では、牧野氏が、単なる再話者として、平易に語ることだけに徹しているかというと、まったくそんなことはなく、牧野氏が、この本の欠点としてきたもの、「ヘーゲルについての解説があまりに通俗的で独創性がなく、精彩に欠けること、マルクスとエンゲルスの唯物論について書いていないこと」についても、原作の弱点を補う演技者のように、より積極的で的確な再話者として振る舞っているといえる。なぜなら、波多野氏が書いていないマルクスとエンゲルスについて語るのは、再話者としての役割を越えることになるため、越権行為こそしていないが、牧野氏が、「ヘーゲルについては今回、一番多くの注釈を補って私の考えを加えた」ことを、その証拠として挙げることができる。そして、これらの注釈が、実に貴重であり、本文の要所要所に的確な形で入っていることに、私は驚くのである。
牧野氏のヘーゲル理解に学んで、社会運動に役立てていきたいと考えている私にとっては何とも魅力的な再話者ではある。そして、牧野氏がつける注釈は、キリスト教についても的確なものがある。ヘーゲル哲学とキリスト教との緊密な関係を考えれば、必須の知識ではあるが、この関係の重要性に気づいている者は少ないようだ。
今回一読して印象深く感じたのは、「スコラ哲学」の第2章の「実在論と名目論」第3章「トマスとスコットゥス」第4章「スコラ哲学の衰退」の所の記述であった。 この「普遍論争」の中から、この論争の重大性の意味を深く認識せずに感性の立場に執着した経験論や唯物論とその後この論争を深く認識し最終的に決着したヘーゲル哲学との観点の違いまた分岐の意味が、私にはよく了解できた。その意味で「ヘーゲルは、個別・特殊・普遍を概念の立場と感性の立場で二重に考えることによって、またそれを発展の論理として考えることによって解決しました」との牧野氏の注釈を読んだことは、私にとっては、目から鱗が落ちたようだった。

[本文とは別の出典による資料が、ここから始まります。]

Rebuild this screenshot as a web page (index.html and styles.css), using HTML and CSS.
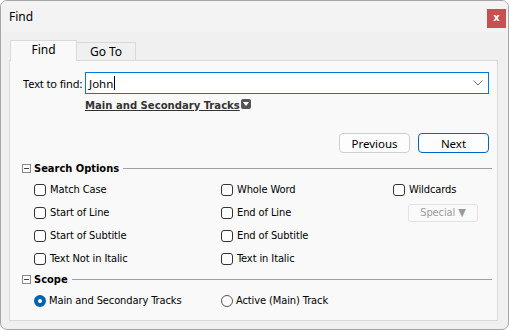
FILE: index.html
```html
<!DOCTYPE html>
<html>
 <head>
  <title>Find</title>
  <meta charset="utf-8" />
  <link rel="stylesheet" href="styles.css">
 </head>
 <body>
  <div class="window">
   <div class="titlebar">
    <span class="title">Find</span>
    <span class="close">x</span>
   </div>
   <div class="content">
    <div class="tabs">
     <div class="tab active">Find</div>
     <div class="tab">Go To</div>
    </div>
    <div class="panel">
     <div class="find-row">
      <span class="label">Text to find:</span>
      <div class="combo">
       <span class="value">John</span><span class="caret"></span>
       <svg class="chevron" width="10" height="6" viewBox="0 0 10 6"><polyline points="0.5,0.5 5,5 9.5,0.5" fill="none" stroke="#777" stroke-width="1"/></svg>
      </div>
     </div>
     <div class="scope-link">
      <span class="link">Main and Secondary Tracks</span>
      <span class="drop-icon"><svg width="10" height="10" viewBox="0 0 10 10"><polygon points="2,3 8,3 5,7" fill="#fff"/></svg></span>
     </div>
     <div class="buttons">
      <button class="btn">Previous</button>
      <button class="btn default">Next</button>
     </div>

     <div class="group-head">
      <span class="collapse"></span>
      <span class="group-title">Search Options</span>
      <span class="rule"></span>
     </div>
     <div class="options">
      <label class="opt"><span class="box"></span>Match Case</label>
      <label class="opt"><span class="box"></span>Whole Word</label>
      <label class="opt"><span class="box"></span>Wildcards</label>
      <label class="opt"><span class="box"></span>Start of Line</label>
      <label class="opt"><span class="box"></span>End of Line</label>
      <div class="opt"><span class="special">Special &#9660;</span></div>
      <label class="opt"><span class="box"></span>Start of Subtitle</label>
      <label class="opt"><span class="box"></span>End of Subtitle</label>
      <div class="opt"></div>
      <label class="opt"><span class="box"></span>Text Not in Italic</label>
      <label class="opt"><span class="box"></span>Text in Italic</label>
      <div class="opt"></div>
     </div>

     <div class="group-head scope-head">
      <span class="collapse"></span>
      <span class="group-title">Scope</span>
      <span class="rule"></span>
     </div>
     <div class="radios">
      <label class="opt"><span class="radio on"></span>Main and Secondary Tracks</label>
      <label class="opt"><span class="radio"></span>Active (Main) Track</label>
     </div>
    </div>
   </div>
  </div>
 </body>
</html>
```

FILE: styles.css
```css
html, body {margin: 0; padding: 0; background: #ffffff;}
body {font-family: "Segoe UI", "Noto Sans", "Liberation Sans", sans-serif; font-size: 12px; color: #000;}

.window {width: 507px; height: 328px; border: 1px solid #a6a6a6; border-radius: 7px; background: #f0f0f0; overflow: hidden;}

.titlebar {height: 31px; background: #f3f3f3; display: flex; align-items: center; justify-content: space-between; padding: 0 1px 0 8px;}
.title {font-size: 12px; margin-top: -1px;}
.close {width: 19px; height: 19px; margin-top: 4px; margin-right: 1px; background: #c75050; color: #fff; font-family: "DejaVu Sans", sans-serif; font-weight: bold; font-size: 10px; line-height: 17px; text-align: center;}

.content {padding: 8px 10px 0 8px;}

.tabs {display: flex; align-items: flex-end; height: 20px; margin-left: 1px; position: relative; z-index: 2;}
.tab {height: 18px; box-sizing: border-box; border: 1px solid #d9d9d9; border-bottom: none; background: #f0f0f0; text-align: center; line-height: 17px; width: 60px; margin-left: -1px;}
.tab.active {height: 21px; width: 67px; background: #f9f9f9; margin-left: 0; margin-bottom: -1px; line-height: 18px; z-index: 3;}

.panel {height: 259px; border: 1px solid #d9d9d9; background: #f9f9f9; padding: 0 8px 0 12px; position: relative; z-index: 1;}

.find-row {display: flex; align-items: center; margin-top: 11px; height: 22px;}
.label {width: 62px; flex-shrink: 0; padding-left: 1px; white-space: nowrap; font-size: 11px; letter-spacing: -0.1px;}
.combo {flex: 1; height: 22px; box-sizing: border-box; border: 1px solid #0078d7; background: #fff; display: flex; align-items: center; padding-left: 3px;}
.value {font-size: 11.5px;}
.caret {width: 1px; height: 14px; background: #000; margin-left: 1px;}
.chevron {margin-left: auto; margin-right: 5px;}

.scope-link {display: flex; align-items: center; margin: 3px 0 0 63px; height: 16px;}
.link {font-family: "DejaVu Sans", sans-serif; font-stretch: condensed; font-weight: bold; font-size: 11.2px; color: #333; text-decoration: underline;}
.drop-icon {width: 10px; height: 10px; background: #555; border-radius: 2px; display: flex; margin-left: 1px; margin-top: -3px;}

.buttons {display: flex; justify-content: flex-end; gap: 8px; margin-top: 20px;}
.btn {width: 71px; height: 20px; box-sizing: border-box; border: 1px solid #cfcfcf; border-radius: 4px; background: #fdfdfd; font-family: inherit; font-size: 11.5px; padding: 0; color: #000;}
.btn.default {border-color: #0067c0;}

.group-head {display: flex; align-items: center; height: 14px; margin-top: 8px; margin-right: -3px;}
.collapse {width: 7px; height: 7px; border: 1px solid #888; position: relative; background: #fff; margin-top: 1px;}
.collapse::after {content: ""; position: absolute; left: 1px; top: 3px; width: 5px; height: 1px; background: #444;}
.group-title {font-family: "DejaVu Sans", sans-serif; font-stretch: condensed; font-weight: bold; font-size: 11px; margin-left: 3px;}
.rule {flex: 1; height: 1px; background: #a0a0a0; margin-left: 4px;}

.options {display: grid; grid-template-columns: 187px 172px 1fr; grid-auto-rows: 23px; margin: 3px 0 0 12px;}
.opt {display: flex; align-items: center; font-family: "DejaVu Sans", sans-serif; font-stretch: condensed; font-size: 11px; letter-spacing: -0.1px; color: #000;}
.box {width: 12px; height: 12px; box-sizing: border-box; border: 1px solid #333; border-radius: 3px; background: #fff; margin-right: 4px;}
.special {margin-left: 15px; width: 70px; height: 18px; box-sizing: border-box; border: 1px solid #e3e3e3; border-radius: 3px; background: #fafafa; color: #9a9a9a; text-align: center; line-height: 16px;}

.scope-head {margin-top: 2px;}
.radios {display: grid; grid-template-columns: 187px 1fr; grid-auto-rows: 23px; margin: 3px 0 0 12px;}
.radio {width: 12px; height: 12px; box-sizing: border-box; border: 1px solid #555; border-radius: 50%; background: #fff; margin-right: 3px;}
.radio.on {border: 4px solid #0063b1;}
```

そしてこの本の弱点の一つであったヘーゲル哲学の部分は、牧野氏の努力で見事に補強修復され、とくにヘーゲル哲学の核心である「論理学」部分は、本文を越える注釈が書かれている。そこでは、「始元をどうすべきか、そこからの展開はどうあるべきか」という問題に対して、ヘーゲルは、「結果が始元になる円環構造とか、存在とともに歩む思考といったこと」を発見して、現象の認識から本質を認識するだけにとどまらず、「客観自身が人間との関わりのなかで」、概念の認識になるという存在論をうち立てた。267ページから引用してみよう。
「それは又客観を現象と本質の二重構造で捉えないで、概念を加えて三重構造にしたという特徴があります。この概念は単に人間の頭の中にある観念のことではなくて、客観自身の意義ないし働きのことなのです。その働きを自然史全体(ヘーゲルでは神、絶対者)の流れの中で捉えなおしたものなのです。ヘーゲルの論理学の個々のカテゴリーの実際の意味については、そのカテゴリーをなぜ全体系の中のここにおいたのかという点を手掛かりにして考えていくと分かることがあります。なぜならこの「位置づけ」こそヘーゲルの最も苦心した点だからです。」
紙面の関係で、これで止めておくが、以上の記述だけでもこの補修が実に良くなされていることが分かるであろう。ここで明らかになったように、ヘーゲルは、普遍論争をアウフヘーベンしたのである。こんなことを明らかにした哲学史書は、この本の外にない。若者に良く通じる言い方をすれば、この優れた再話者のおかげで、明治期の名著は、百年ぶりに数段のバージョンアップを成し遂げた。とくに、ヘーゲル哲学の箇所は、大変わかりやすくなって研究の指針になるまでになっていると評価できる。こうして、読むことのできる人なら誰でも、ヘーゲル哲学が、ギリシャ以来の哲学史の研究成果の上に誕生したこと、またヘーゲル哲学を高く評価し研究する中で、概念の操作術を見事に習得したマルクスだからこそ、リカード経済学の数々の矛盾を解決して資本論を仕上げることができたことが分かる。また、この本を復刊した牧野氏の眼力と未知谷の見識に、私は驚かされる。ヘーゲルのわかりやすい翻訳という評価をうけた曖昧訳で虚名を売っている長谷川宏氏と明確に対立している牧野氏の『精神現象学』の出版も、ぜひこの組み合わせで出版されることをお願いし、今後のヘーゲル哲学研究の深化のきっかけとなることを期待したいものである。